Last week I notice an issue in one of our projects at work, the project in question is a C# API using .NET MVC and since we have multiple consumers we use protobuf for data serialization.

The issue was that not all data sent to the endpoint was available in the controller method, this issue was only affecting our HTTP POST/HTTP PUT endpoints that was using a custom message as a repeated field in our protobuf declaration.

The data missing from the incoming data was of course the data for the repeated field, everything else seemed to work as intended. Ehm, perhaps not everything, we also had issues with enum properties not being mapped correctly. Both of these issues turned out to be caused by the same underlying issue.

In .NET MVC, if you are using a custom data type (class, record, etc.) as an argument for a HTTP exposed controller method, the value will be deserialized using the best effort approach. Don’t get me wrong it works well, unless you venture off the beaten path. I would consider our issues here a bit of an edge case as it did work if we’d use any other class, with the same properties, than the one generated from our protobuf declaration.

Based on my current understanding, the issue is with .NET MVC not handling the RepeatedField as intended. I’ve yet to figure out why that is as the RepeatedField implements but IList<T> and IList, which should be enough. The issue with the enum properties was that the order of the enum cases was different in our protobuf declaration than in the C# enum, and the .NET MVC deserialization process was mapping based on the index and not name/value.

The solution to both of our issues is to not rely on the deserialization process from .NET MVC and instead handle it on our own.

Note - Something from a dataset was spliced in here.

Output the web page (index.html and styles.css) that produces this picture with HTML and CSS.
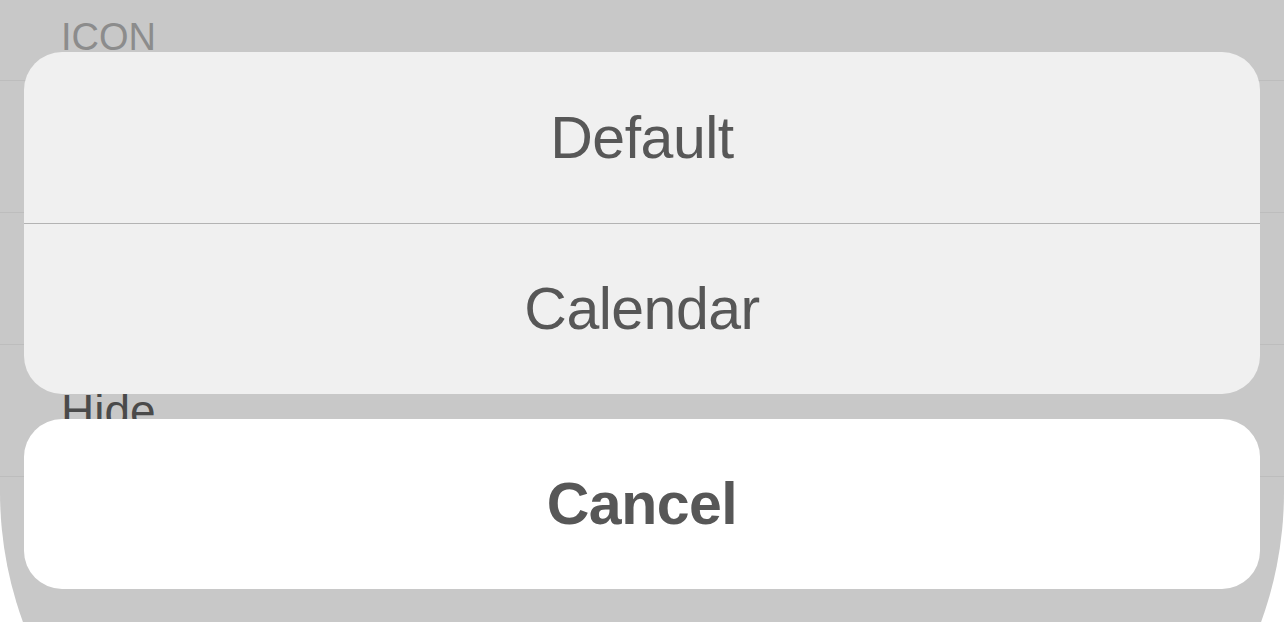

I’ve tried to find a way to both confirm that this was the actual issue and implement the solution, and yesterday a colleague pointed me down the right path. Ensuring that the data is parsed using the actual protobuf declaration can be done via TextInputFormatters.

Using an TextInputFormatter to parse the data with the protobuf parser requires that we make two changes to our project.

The first thing that we need to do is to create our custom implementation1 of the TextInputFormatter abstract class. There’s one important thing in the implementation, except for the actual parsing of data, in the constructor we need to declare which content types and encodings that we’re supporting. If we were to use any other values than those API consumer uses, our TextInputFormatter would not qualify and therefor would not be used.

using System;
using System.IO;
using System.Text;
using System.Threading.Tasks;
using Comvius.Protobuf.Api.Surveys;
using Microsoft.AspNetCore.Mvc.Formatters;
using Microsoft.Extensions.DependencyInjection;
using Microsoft.Extensions.Logging;
using Microsoft.Net.Http.Headers;
using static Google.Protobuf.JsonParser;

public class ProtobufMessageTextInputFormatter: TextInputFormatter {
    public ProtobufMessageTextInputFormatter()
    {
        SupportedMediaTypes.Add(MediaTypeHeaderValue.Parse("application/json"));
        SupportedEncodings.Add(Encoding.UTF8);
        SupportedEncodings.Add(Encoding.Unicode);
    }

    public override async Task<InputFormatterResult> ReadRequestBodyAsync(InputFormatterContext context, Encoding encoding)
    {
        var httpContext = context.HttpContext;
        var logger = httpContext.RequestServices
            .GetRequiredService<ILogger<ProtobufMessageTextInputFormatter>>()

        try
        {
            using var reader = new StreamReader(httpContext.Request.Body, encoding);
            var content = await reader.ReadToEndAsync();

            var message = Default.Parse<ProtobufMessage>(content);
            return await InputFormatterResult.SuccessAsync(message);
        }
        catch (Exception e)
        {
            logger.LogWarning(e, "Unable to read request body and parse message request");
            return await InputFormatterResult.FailureAsync();
        }
    }
}

The implementation is rather crude as I’ve yet to refine it and make it generic to work with any IMessage 2, I ran out of time and had to leave it for next week.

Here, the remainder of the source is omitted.